== SUPPLIED INFORMATION ==
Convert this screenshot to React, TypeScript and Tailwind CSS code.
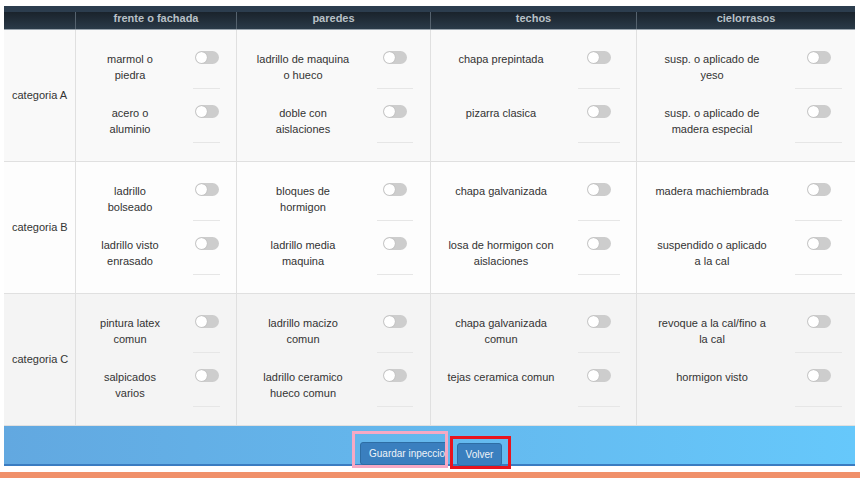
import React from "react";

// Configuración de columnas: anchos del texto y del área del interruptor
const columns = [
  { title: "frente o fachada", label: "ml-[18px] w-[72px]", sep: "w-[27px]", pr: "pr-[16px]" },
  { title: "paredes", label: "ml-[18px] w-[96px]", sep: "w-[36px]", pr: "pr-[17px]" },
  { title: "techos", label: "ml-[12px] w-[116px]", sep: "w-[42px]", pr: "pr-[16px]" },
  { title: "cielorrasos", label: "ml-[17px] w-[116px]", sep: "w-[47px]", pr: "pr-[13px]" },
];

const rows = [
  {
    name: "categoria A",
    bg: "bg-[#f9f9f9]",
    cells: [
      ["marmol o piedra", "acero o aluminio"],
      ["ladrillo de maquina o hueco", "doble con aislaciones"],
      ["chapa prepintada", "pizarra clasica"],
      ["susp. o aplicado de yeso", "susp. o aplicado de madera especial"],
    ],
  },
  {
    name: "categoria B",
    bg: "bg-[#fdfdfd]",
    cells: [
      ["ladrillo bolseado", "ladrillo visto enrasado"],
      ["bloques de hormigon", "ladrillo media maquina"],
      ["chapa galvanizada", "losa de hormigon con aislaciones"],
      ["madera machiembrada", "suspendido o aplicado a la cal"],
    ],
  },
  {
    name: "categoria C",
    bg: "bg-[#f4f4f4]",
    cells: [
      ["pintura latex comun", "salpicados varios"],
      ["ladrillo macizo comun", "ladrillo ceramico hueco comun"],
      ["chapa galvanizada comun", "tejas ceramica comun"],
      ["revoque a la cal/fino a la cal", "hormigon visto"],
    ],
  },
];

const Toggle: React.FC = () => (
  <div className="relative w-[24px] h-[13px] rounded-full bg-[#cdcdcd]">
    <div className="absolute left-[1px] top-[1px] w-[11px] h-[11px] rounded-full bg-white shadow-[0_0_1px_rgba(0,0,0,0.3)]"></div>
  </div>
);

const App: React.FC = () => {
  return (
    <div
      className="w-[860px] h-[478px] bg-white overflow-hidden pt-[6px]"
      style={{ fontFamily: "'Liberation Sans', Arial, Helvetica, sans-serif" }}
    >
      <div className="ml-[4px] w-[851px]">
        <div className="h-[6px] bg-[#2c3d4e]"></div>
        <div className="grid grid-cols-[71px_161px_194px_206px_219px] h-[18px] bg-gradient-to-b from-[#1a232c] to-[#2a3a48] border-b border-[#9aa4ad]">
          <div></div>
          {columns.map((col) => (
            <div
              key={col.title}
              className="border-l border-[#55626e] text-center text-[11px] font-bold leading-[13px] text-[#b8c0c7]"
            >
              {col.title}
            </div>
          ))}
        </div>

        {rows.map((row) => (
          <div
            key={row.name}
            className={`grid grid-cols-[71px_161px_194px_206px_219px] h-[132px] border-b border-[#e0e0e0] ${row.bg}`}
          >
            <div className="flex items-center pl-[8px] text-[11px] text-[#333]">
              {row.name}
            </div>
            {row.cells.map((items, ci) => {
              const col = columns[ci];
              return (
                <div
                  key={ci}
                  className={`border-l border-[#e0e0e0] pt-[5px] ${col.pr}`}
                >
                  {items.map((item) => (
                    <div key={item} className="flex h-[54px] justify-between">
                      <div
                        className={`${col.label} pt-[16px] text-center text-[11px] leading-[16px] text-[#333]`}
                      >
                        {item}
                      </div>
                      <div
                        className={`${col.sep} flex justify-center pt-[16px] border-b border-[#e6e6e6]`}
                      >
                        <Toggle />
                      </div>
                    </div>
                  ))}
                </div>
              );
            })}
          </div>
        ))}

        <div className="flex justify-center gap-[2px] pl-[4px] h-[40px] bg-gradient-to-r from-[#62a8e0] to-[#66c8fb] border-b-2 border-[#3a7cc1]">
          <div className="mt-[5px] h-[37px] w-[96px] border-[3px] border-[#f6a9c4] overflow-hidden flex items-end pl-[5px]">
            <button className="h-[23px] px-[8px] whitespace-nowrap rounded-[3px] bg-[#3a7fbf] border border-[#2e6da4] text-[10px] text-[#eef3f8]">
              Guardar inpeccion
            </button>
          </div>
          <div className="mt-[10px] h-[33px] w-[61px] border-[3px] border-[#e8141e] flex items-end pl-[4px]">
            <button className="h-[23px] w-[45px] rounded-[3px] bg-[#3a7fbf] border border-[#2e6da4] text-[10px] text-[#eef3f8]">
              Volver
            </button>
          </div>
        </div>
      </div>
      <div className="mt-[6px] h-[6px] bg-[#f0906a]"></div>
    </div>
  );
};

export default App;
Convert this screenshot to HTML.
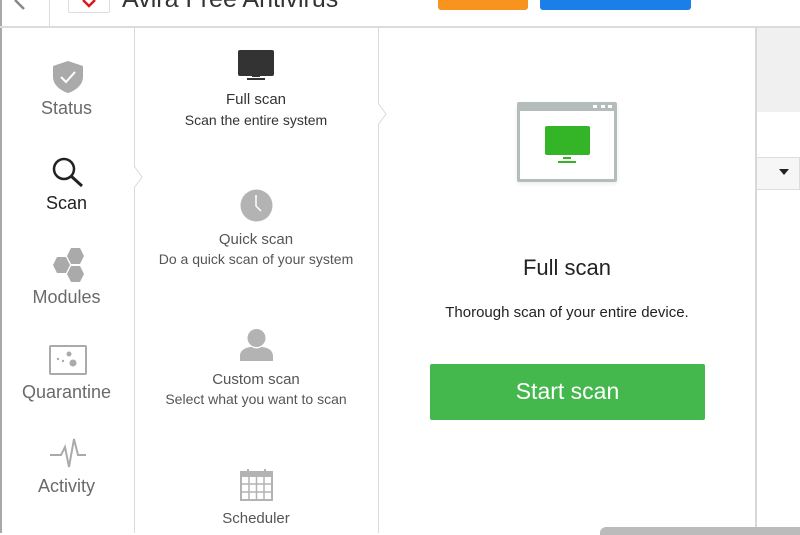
===
# THE PROBLEM:
In your copy of the records, include no pictures; repeat everything else exactly.

# WORKED SOLUTION:
Convert this screenshot to React, TypeScript and Tailwind CSS code.
import React from "react";

// Configuración de columnas: anchos del texto y del área del interruptor
const columns = [
  { title: "frente o fachada", label: "ml-[18px] w-[72px]", sep: "w-[27px]", pr: "pr-[16px]" },
  { title: "paredes", label: "ml-[18px] w-[96px]", sep: "w-[36px]", pr: "pr-[17px]" },
  { title: "techos", label: "ml-[12px] w-[116px]", sep: "w-[42px]", pr: "pr-[16px]" },
  { title: "cielorrasos", label: "ml-[17px] w-[116px]", sep: "w-[47px]", pr: "pr-[13px]" },
];

const rows = [
  {
    name: "categoria A",
    bg: "bg-[#f9f9f9]",
    cells: [
      ["marmol o piedra", "acero o aluminio"],
      ["ladrillo de maquina o hueco", "doble con aislaciones"],
      ["chapa prepintada", "pizarra clasica"],
      ["susp. o aplicado de yeso", "susp. o aplicado de madera especial"],
    ],
  },
  {
    name: "categoria B",
    bg: "bg-[#fdfdfd]",
    cells: [
      ["ladrillo bolseado", "ladrillo visto enrasado"],
      ["bloques de hormigon", "ladrillo media maquina"],
      ["chapa galvanizada", "losa de hormigon con aislaciones"],
      ["madera machiembrada", "suspendido o aplicado a la cal"],
    ],
  },
  {
    name: "categoria C",
    bg: "bg-[#f4f4f4]",
    cells: [
      ["pintura latex comun", "salpicados varios"],
      ["ladrillo macizo comun", "ladrillo ceramico hueco comun"],
      ["chapa galvanizada comun", "tejas ceramica comun"],
      ["revoque a la cal/fino a la cal", "hormigon visto"],
    ],
  },
];

const Toggle: React.FC = () => (
  <div className="relative w-[24px] h-[13px] rounded-full bg-[#cdcdcd]">
    <div className="absolute left-[1px] top-[1px] w-[11px] h-[11px] rounded-full bg-white shadow-[0_0_1px_rgba(0,0,0,0.3)]"></div>
  </div>
);

const App: React.FC = () => {
  return (
    <div
      className="w-[860px] h-[478px] bg-white overflow-hidden pt-[6px]"
      style={{ fontFamily: "'Liberation Sans', Arial, Helvetica, sans-serif" }}
    >
      <div className="ml-[4px] w-[851px]">
        <div className="h-[6px] bg-[#2c3d4e]"></div>
        <div className="grid grid-cols-[71px_161px_194px_206px_219px] h-[18px] bg-gradient-to-b from-[#1a232c] to-[#2a3a48] border-b border-[#9aa4ad]">
          <div></div>
          {columns.map((col) => (
            <div
              key={col.title}
              className="border-l border-[#55626e] text-center text-[11px] font-bold leading-[13px] text-[#b8c0c7]"
            >
              {col.title}
            </div>
          ))}
        </div>

        {rows.map((row) => (
          <div
            key={row.name}
            className={`grid grid-cols-[71px_161px_194px_206px_219px] h-[132px] border-b border-[#e0e0e0] ${row.bg}`}
          >
            <div className="flex items-center pl-[8px] text-[11px] text-[#333]">
              {row.name}
            </div>
            {row.cells.map((items, ci) => {
              const col = columns[ci];
              return (
                <div
                  key={ci}
                  className={`border-l border-[#e0e0e0] pt-[5px] ${col.pr}`}
                >
                  {items.map((item) => (
                    <div key={item} className="flex h-[54px] justify-between">
                      <div
                        className={`${col.label} pt-[16px] text-center text-[11px] leading-[16px] text-[#333]`}
                      >
                        {item}
                      </div>
                      <div
                        className={`${col.sep} flex justify-center pt-[16px] border-b border-[#e6e6e6]`}
                      >
                        <Toggle />
                      </div>
                    </div>
                  ))}
                </div>
              );
            })}
          </div>
        ))}

        <div className="flex justify-center gap-[2px] pl-[4px] h-[40px] bg-gradient-to-r from-[#62a8e0] to-[#66c8fb] border-b-2 border-[#3a7cc1]">
          <div className="mt-[5px] h-[37px] w-[96px] border-[3px] border-[#f6a9c4] overflow-hidden flex items-end pl-[5px]">
            <button className="h-[23px] px-[8px] whitespace-nowrap rounded-[3px] bg-[#3a7fbf] border border-[#2e6da4] text-[10px] text-[#eef3f8]">
              Guardar inpeccion
            </button>
          </div>
          <div className="mt-[10px] h-[33px] w-[61px] border-[3px] border-[#e8141e] flex items-end pl-[4px]">
            <button className="h-[23px] w-[45px] rounded-[3px] bg-[#3a7fbf] border border-[#2e6da4] text-[10px] text-[#eef3f8]">
              Volver
            </button>
          </div>
        </div>
      </div>
      <div className="mt-[6px] h-[6px] bg-[#f0906a]"></div>
    </div>
  );
};

export default App;
Convert this screenshot to HTML.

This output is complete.